For years pipeline capacity has predicted production increases in the constrained Appalachian Basin, but Hoza said the timing is likely to be different moving forward after a period of “lackluster” drilling activity and backlog drawdown.

“It really points toward drilling activity being increasingly important,” Hoza said of the potential producer reaction to upcoming expansions, such as the 3.25 Bcf/d Rover Pipeline Project.

“We build in a six- to nine-month lag in spud to sales time. It’ll come down to each producer and their risk tolerance. With all this backlash against infrastructure that we’ve been seeing, it’s easy for a producer to want to wait until a lot of that risk is mitigated and you can say with a pretty high confidence level that the project’s going to come online,” he said. “You don’t want something like with [the Dakota Access Pipeline], where it’s 99% done and then gets held up for months.

“I think that leads to some more caution from producers about when are they going to start putting money in the ground?

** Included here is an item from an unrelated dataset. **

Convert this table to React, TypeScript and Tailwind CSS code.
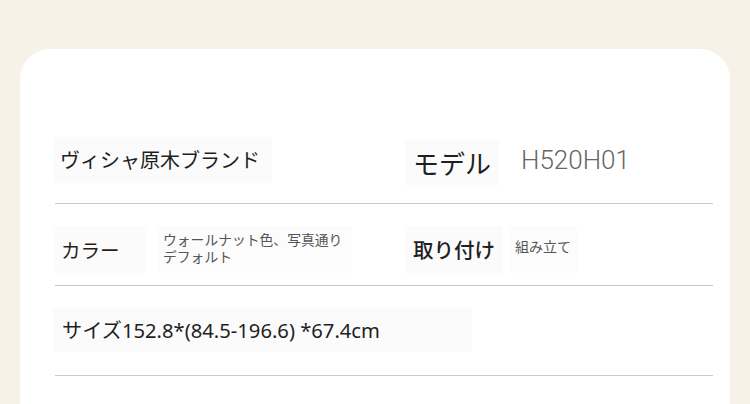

When are they going to start increasing drilling activity?”

According to Hoza, the production response to new Appalachian takeaway projects hitting the market may follow a pattern similar to REX. There may be some more pipe-on-pipe competition as producers take time to ramp up to fill new capacity, he said.

“We’re going to get there…We believe we’re going to get to that point where we do have incremental production associated with these new projects coming online, it’s just going to be a slower process because of the backlog situation and really a focus on drilling activity and spud-to-sales time,” he said.